The delay of a long-awaited official report on the British government’s decision to join the US-led war with Iraq in 2003 sparked outcry among legislators and political activists on Wednesday.
In a letter addressed to the British Prime Minister David Cameron, the chair of the inquiry, Sir John Chilcot, said that the delay was to allow for enough time for individuals to respond to criticism of them in the draft report.
“Until we have received and evaluated responses from all those who have been given the opportunity to respond, I cannot give an accurate estimate for how long it will then take to complete our work,” Chilcot wrote, stating that the report would not be published before the UK’s next general election, scheduled to take place in early May.
In a possible indication of the reasons for the latest delay, some of those who are likely to be criticized told the BBC that they had only received the draft in late December.
The independent inquiry was launched in July 2009, with the last witness giving evidence in February 2011 and publication of the report expected later the same year.
Previous delays in the report’s publication were attributed to disputes over the publication of details of conversations between former US President George W Bush and former British Prime Minister Tony Blair.
Several Members of Parliament expressed their anger at the latest delay. MP Andrew Murrison tweeted: “Unbelievable. No Chilcot Iraq report before election. Hopeless. We can’t put up with this again.” A member of the House of Lords, Baroness Hussein-Ece, described the delay as an “abuse of democracy.”
Sir Richard Ottaway, the chair of the Commons foreign affairs committee, earlier said that the committee wanted Chilcot to give evidence to explain the delay in publication. Ottaway said he believed the report was intentionally being delayed, but he did not accuse any specific individuals of doing so.
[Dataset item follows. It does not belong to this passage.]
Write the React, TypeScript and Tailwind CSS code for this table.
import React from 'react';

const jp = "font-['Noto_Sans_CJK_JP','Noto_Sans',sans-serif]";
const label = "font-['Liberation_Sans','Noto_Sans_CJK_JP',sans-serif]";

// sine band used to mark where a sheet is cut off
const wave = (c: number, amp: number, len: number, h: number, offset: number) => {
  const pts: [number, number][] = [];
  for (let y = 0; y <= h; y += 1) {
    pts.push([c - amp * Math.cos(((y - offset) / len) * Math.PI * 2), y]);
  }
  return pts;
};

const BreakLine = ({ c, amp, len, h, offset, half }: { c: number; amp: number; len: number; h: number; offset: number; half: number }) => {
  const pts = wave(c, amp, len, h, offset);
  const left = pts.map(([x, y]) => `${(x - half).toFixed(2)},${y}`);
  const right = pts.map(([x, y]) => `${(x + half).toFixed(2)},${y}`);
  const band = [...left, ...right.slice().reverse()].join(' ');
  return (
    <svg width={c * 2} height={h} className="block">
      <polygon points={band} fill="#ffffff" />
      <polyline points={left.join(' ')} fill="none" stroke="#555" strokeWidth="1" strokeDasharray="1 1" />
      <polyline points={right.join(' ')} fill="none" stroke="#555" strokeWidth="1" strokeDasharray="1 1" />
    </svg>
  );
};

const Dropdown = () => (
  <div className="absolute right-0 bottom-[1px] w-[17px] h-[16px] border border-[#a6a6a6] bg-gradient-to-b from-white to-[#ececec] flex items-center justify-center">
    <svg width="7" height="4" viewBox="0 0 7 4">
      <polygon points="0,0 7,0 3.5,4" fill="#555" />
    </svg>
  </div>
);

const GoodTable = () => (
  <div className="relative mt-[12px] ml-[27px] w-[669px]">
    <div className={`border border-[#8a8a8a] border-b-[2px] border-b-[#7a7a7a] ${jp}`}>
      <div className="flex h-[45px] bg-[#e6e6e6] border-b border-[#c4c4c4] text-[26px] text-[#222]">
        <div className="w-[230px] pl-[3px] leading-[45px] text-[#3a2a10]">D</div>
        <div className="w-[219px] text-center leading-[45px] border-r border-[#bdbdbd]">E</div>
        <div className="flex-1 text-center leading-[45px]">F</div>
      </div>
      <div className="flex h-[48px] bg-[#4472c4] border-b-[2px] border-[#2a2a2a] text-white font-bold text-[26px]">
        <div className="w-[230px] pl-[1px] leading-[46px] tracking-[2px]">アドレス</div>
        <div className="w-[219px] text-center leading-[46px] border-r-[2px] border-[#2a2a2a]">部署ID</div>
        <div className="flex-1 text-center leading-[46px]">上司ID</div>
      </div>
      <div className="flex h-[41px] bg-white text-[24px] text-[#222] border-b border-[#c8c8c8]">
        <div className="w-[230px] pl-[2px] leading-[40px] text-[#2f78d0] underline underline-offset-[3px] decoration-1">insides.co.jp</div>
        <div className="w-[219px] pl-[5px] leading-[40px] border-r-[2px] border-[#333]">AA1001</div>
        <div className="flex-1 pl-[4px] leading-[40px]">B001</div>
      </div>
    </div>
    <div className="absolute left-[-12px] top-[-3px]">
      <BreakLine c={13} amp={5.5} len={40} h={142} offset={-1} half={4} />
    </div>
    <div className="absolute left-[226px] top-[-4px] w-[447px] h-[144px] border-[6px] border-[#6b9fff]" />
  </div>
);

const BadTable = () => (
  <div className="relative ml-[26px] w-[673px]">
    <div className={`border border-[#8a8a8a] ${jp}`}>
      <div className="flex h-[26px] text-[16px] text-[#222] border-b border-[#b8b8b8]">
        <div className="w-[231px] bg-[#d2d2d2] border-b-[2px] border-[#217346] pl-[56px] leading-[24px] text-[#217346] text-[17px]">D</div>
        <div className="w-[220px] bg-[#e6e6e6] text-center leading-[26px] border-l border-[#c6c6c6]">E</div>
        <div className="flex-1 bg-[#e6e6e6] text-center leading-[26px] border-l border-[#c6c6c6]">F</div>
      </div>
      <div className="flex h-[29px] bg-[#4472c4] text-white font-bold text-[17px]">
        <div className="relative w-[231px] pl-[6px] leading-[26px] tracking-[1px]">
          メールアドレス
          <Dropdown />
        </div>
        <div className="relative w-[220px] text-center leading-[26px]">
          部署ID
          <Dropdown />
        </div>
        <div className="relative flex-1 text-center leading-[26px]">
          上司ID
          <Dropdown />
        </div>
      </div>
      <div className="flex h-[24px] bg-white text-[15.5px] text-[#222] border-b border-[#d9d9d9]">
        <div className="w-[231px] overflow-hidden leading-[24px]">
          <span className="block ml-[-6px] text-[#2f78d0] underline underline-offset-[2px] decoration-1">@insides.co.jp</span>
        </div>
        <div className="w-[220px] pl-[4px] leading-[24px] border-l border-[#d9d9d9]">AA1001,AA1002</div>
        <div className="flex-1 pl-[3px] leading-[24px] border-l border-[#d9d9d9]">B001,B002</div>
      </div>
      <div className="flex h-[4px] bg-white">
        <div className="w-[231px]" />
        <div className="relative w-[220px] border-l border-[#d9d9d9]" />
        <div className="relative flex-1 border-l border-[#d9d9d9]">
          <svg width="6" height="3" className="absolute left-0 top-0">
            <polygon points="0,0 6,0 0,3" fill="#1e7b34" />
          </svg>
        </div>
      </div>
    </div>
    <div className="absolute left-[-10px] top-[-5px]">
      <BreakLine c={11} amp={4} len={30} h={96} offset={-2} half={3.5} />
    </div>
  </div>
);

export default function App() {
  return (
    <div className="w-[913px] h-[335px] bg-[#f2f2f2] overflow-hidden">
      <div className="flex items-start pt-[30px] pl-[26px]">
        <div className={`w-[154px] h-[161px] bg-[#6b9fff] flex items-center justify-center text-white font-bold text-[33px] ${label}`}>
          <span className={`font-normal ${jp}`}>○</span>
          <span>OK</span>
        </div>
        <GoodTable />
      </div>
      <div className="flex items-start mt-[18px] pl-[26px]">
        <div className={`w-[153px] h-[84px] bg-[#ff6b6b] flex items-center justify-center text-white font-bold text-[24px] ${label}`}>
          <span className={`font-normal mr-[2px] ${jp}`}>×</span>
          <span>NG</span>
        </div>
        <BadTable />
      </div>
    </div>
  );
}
David Cameron said he supported the committee’s request, but stated there was no evidence to suggest anyone was trying to deliberately delay or “dodge” the report.
However, in his response to Chilcot, he said: “I would have liked to have seen your report published already and certainly before the forthcoming election.”
Speaking in the British parliament on Wednesday, he described the delay as “extremely frustrating,” but added: “the responsibility [for the timing of the release of the report] lies squarely with the inquiry team . . . it would not be right for the prime minister to try and interfere.”
Cameron blamed the opposition Labour Party for delaying the setting up the inquiry in the first place, saying opposition leader Ed Miliband had voted “again and again and again” against it.
In response, Miliband said: “The inquiry was established six years ago, after our combat operations had ended. Frankly, my views on the Iraq war are well known and I want this inquiry published.”
Deputy Prime Minister Nick Clegg of the Liberal Democrats party also warned that the delay was likely to raise fears that individuals criticized in the report were attempting to prevent or delay its publication.
“The public have waited long enough and will find it incomprehensible that the report is not being published more rapidly than the open-ended timetable you have now set out,” he said in response to the news.
Chris Nineham, a spokesman for the UK’s Stop the War Coalition, a prominent anti-war umbrella organization, echoed claims that the delay was due to “delaying tactics by the guilty parties.”
“Tony Blair and his clique are desperately trying to challenge some of the things that have been put in [the draft report] about them,” he told Asharq Al-Awsat. “The establishment is closing ranks.”
Nineham also said he believed that the number of people facing criticism in the report was a factor in it being delayed.
“I suspect that from what we hear the remit of the inquiry has been widened, so some other cabinet ministers are being implicated in [the decision to invade Iraq].”
In a statement released on his behalf by his office on Wednesday, Blair denied accusations that he had attempted to delay or prevent the publication of the Chilcot report.
“We have repeatedly said that it is not true to say that Tony Blair has caused the delay in the report’s publication . . . On the contrary, he regrets this delay in its publication,” the statement said.